Spreading out manufacturing allows the company to source ingredients from local farmers. The company has also trimmed the time from production to consumption to 60 days from as long as six months previously. Rigo said he's hoping to further slash the period to 30 days.
"We need to treat frozen food like it's fresh," he said.
In an attempt at consistency throughout the chain, the food won't be baked by employees at Starbucks' far-flung stores. But the partner bakeries will be allowed a measure of flexibility on the ingredients they use, Rigo said.
The chain has worked in recent years to expand beyond coffee while also pursuing tastes that foodies can appreciate.
Starbucks bought San Bernardino juice maker Evolution Fresh Inc. in 2011. At the brand's first California store, which opened last year in San Francisco, patrons get handcrafted, non-heated juices as well as organic, vegetarian and vegan food options.

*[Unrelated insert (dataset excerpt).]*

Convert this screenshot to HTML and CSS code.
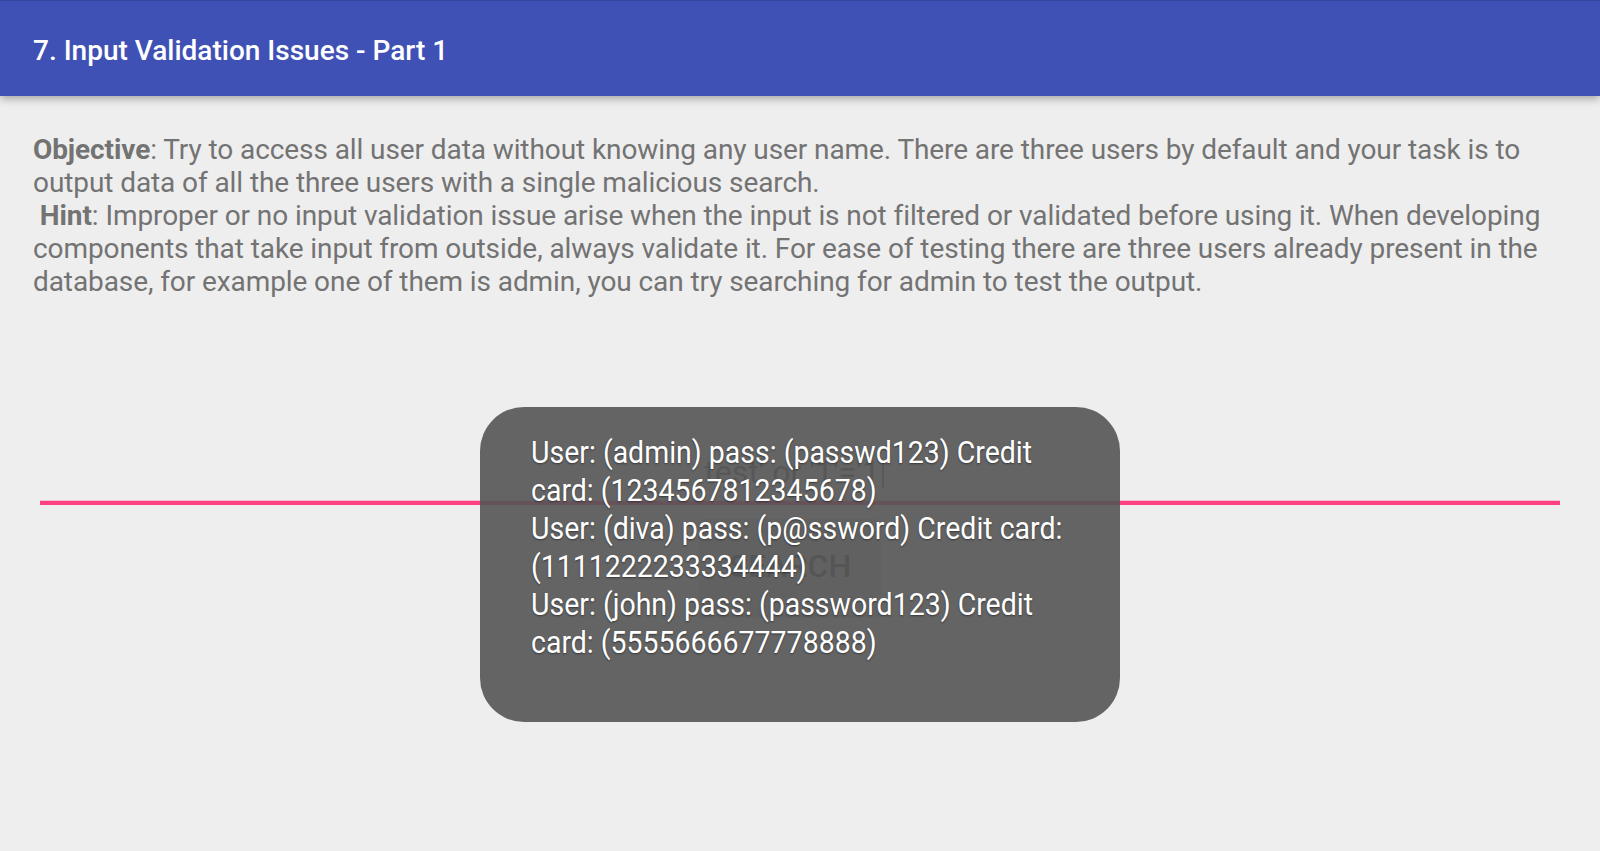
FILE: index.html
```html
<!DOCTYPE html>
<html lang="en">
<head>
<meta charset="utf-8">
<title>7. Input Validation Issues - Part 1</title>
<link rel="stylesheet" href="styles.css">
</head>
<body>
<header class="appbar">
  <h1 class="appbar-title">7. Input Validation Issues - Part 1</h1>
</header>
<main class="content">
  <div class="intro">
    <div class="line"><b>Objective</b>: Try to access all user data without knowing any user name. There are three users by default and your task is to</div>
    <div class="line">output data of all the three users with a single malicious search.</div>
    <div class="line">&nbsp;<b>Hint</b>: Improper or no input validation issue arise when the input is not filtered or validated before using it. When developing</div>
    <div class="line">components that take input from outside, always validate it. For ease of testing there are three users already present in the</div>
    <div class="line">database, for example one of them is admin, you can try searching for admin to test the output.</div>
  </div>
  <div class="field">
    <span class="field-text">test' or '1'='1</span><span class="cursor"></span>
  </div>
  <div class="actions">
    <button class="btn">SEARCH</button>
  </div>
</main>
<div class="toast">
  <div class="toast-line">User: (admin) pass: (passwd123) Credit</div>
  <div class="toast-line">card: (1234567812345678)</div>
  <div class="toast-line">User: (diva) pass: (p@ssword) Credit card:</div>
  <div class="toast-line">(1111222233334444)</div>
  <div class="toast-line">User: (john) pass: (password123) Credit</div>
  <div class="toast-line">card: (5555666677778888)</div>
</div>
</body>
</html>
```
FILE: styles.css
```css
html, body {
  margin: 0;
  padding: 0;
}
body {
  background: #eeeeee;
  font-family: Roboto, "Liberation Sans", sans-serif;
  width: 1600px;
  height: 851px;
  overflow: hidden;
  position: relative;
}
.appbar {
  border-top: 1px solid #34449f;
  background: #3f51b5;
  box-shadow: 0 3px 8px rgba(0, 0, 0, 0.3);
  display: flex;
  align-items: center;
  padding: 6px 0 0 33px;
  box-sizing: border-box;
  height: 96px;
  position: relative;
  z-index: 1;
}
.appbar-title {
  margin: 0;
  color: #ffffff;
  font-size: 28px;
  font-weight: 500;
  line-height: 32.8px;
}
.content {
  padding: 38px 33px 0 33px;
}
.intro {
  color: #737373;
  font-size: 28px;
  line-height: 32.9px;
  letter-spacing: -0.09px;
}
.intro .line {
  white-space: nowrap;
}
.intro b {
  font-weight: 700;
}
.field {
  margin: 155px 7px 0 7px;
  padding-bottom: 10px;
  border-bottom: 4px solid #ff4081;
  box-shadow: 0 -1px 0 rgba(255, 64, 129, 0.25) inset;
  text-align: center;
  font-size: 32px;
  line-height: 37.5px;
  color: #6a6a6a;
}
.field-text {
  display: inline-block;
  margin-left: -12px;
}
.cursor {
  display: inline-block;
  width: 2px;
  height: 28px;
  background: #8a8a8a;
  margin-left: 2px;
  vertical-align: -5px;
}
.actions {
  display: flex;
  justify-content: center;
  margin-top: 14px;
}
.btn {
  font-family: Roboto, "Liberation Sans", sans-serif;
  font-size: 32px;
  font-weight: 500;
  line-height: 37.5px;
  height: 96px;
  width: 180px;
  border: none;
  border-radius: 4px;
  background: #d6d7d7;
  color: #555555;
  margin-left: -20px;
  box-shadow: 0 2px 3px rgba(0, 0, 0, 0.25);
}
.toast {
  position: absolute;
  top: 407px;
  left: 50%;
  margin-left: -320px;
  width: 640px;
  height: 315px;
  box-sizing: border-box;
  padding: 26px 20px 0 51px;
  border-radius: 44px;
  background: rgba(85, 85, 85, 0.906);
  color: #ffffff;
  font-size: 32px;
  line-height: 38px;
  text-shadow: 0 1px 2px rgba(0, 0, 0, 0.45);
  z-index: 5;
}
.toast-line {
  white-space: nowrap;
  transform: scaleX(0.89);
  transform-origin: left center;
}
```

In December, Starbucks closed its acquisition of Teavana Holdings Inc., adding the tea retailer to its existing Tazo tea brand.
Earlier this week, Starbucks announced a partnership with Danone, parent of yogurt brands Oikos and Activia. Next year, the coffee giant will begin serving Greek yogurt parfaits branded Evolution Fresh, Inspired by Dannon.
Jason Moser, an analyst with Motley Fool, called Rigo's recent food enhancements "a perfectly logical step for Starbucks."
"It's amazing to think about how far Starbucks has gotten thus far having never really gotten the food part right," he said. "If this plays out the way they hope, it could provide a significant boost to sales for years to come."
Added Mintel's Hayden: "It's a new direction, not an over-extension, for Starbucks."